Pirelli working hard to improve Wet tyre
28 December 2016 – Pirelli motorsport boss Paul Hembery says the manufacturer has been working hard to improve its Wet tyre compound, in the wake of public criticism from several drivers.
Sebastian Vettel led renewed complaints over the Wet rubber mid-season, after the British Grand Prix was started behind the Safety Car, claiming drivers could not trust it.
His Ferrari team-mate, Kimi Räikkönen, also spoke out following the rain-hit Brazilian Grand Prix, in which he aquaplaned in a straight line, declaring them unfit for purpose.

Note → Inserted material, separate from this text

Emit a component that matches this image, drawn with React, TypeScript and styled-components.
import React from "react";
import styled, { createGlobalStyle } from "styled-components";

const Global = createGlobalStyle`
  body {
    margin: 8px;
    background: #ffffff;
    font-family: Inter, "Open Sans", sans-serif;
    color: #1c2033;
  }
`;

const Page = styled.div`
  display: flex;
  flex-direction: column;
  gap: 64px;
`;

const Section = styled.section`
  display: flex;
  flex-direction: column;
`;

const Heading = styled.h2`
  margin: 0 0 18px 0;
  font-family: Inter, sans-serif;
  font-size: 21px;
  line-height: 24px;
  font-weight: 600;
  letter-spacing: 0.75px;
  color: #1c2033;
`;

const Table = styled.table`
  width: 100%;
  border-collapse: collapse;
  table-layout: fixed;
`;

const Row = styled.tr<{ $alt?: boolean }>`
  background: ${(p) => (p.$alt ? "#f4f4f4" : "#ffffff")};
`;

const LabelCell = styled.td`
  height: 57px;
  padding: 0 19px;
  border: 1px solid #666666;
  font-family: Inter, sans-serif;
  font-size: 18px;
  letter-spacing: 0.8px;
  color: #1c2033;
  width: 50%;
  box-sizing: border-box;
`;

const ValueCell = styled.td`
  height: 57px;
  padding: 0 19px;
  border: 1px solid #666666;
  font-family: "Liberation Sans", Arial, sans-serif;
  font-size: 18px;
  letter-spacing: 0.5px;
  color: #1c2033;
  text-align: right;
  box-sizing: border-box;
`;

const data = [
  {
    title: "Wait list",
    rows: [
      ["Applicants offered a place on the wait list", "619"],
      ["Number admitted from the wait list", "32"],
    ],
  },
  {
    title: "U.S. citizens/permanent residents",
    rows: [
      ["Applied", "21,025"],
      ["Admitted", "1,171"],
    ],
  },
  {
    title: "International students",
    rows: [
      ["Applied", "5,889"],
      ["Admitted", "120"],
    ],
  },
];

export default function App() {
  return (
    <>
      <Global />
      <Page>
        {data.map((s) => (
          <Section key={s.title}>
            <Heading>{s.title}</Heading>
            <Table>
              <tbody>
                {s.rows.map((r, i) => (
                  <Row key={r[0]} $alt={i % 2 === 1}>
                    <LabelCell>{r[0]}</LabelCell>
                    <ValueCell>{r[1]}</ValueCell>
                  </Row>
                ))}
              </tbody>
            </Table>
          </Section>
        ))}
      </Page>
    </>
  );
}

"They are very vulnerable, easy to aquaplane," said Räikkönen.
"It obviously depends on the circuit and on many other things, but comparing to some years ago, those tyres could handle this kind of water with no issues of aquaplaning."
Hembery, speaking in an exclusive interview with GPUpdate.net, explained that Pirelli has put a lot of effort into its 2017-spec Wet tyre, though concedes more may need to be done.
"Well, they're much wider, so just to get the water evacuation to  levels, for aquaplaning, has already been a big challenge, which we believe we've achieved," said Hembery.
"It's an area we need to probably still do some work in, based on what's changed over the last period of time, the standing starts and more running behind the Safety Car in the rain."
Asked if the difference between the Intermediates and Wets was too small in 2016, Hembery responded: "If you speak to different people, you get different opinions, if we're honest.
"One thing the drivers have said is they don't want us to touch the Intermediate.
"The main area is to get the performance of the Wet tyre improved, the warm-up, which will take it away from working in the dry, so it's likely to be a tyre that you want to go off when it dries out.
"But the warm-up of the Wet is the area where we feel we can get the most benefit."
Hembery admitted, however, that 2017's wider profile adds to the challenge.
"Next year we're going to be throwing a lot of water up in the air with the tyres – we're going to get 25 per cent more water per tyre, which is a lot," Hembery went on to comment.
"When you talk to the drivers, they say the in-car camera is much better than their visibility, so I think sometimes people have to be a little bit more forgiving on the visibility levels."
He added: "There are also very few possibilities for us to go wet-tyre testing. All of the circuits are different, while the same circuit, on a day-to-day basis, can also be different.
"There are so many variables to consider in wet-tyre technology."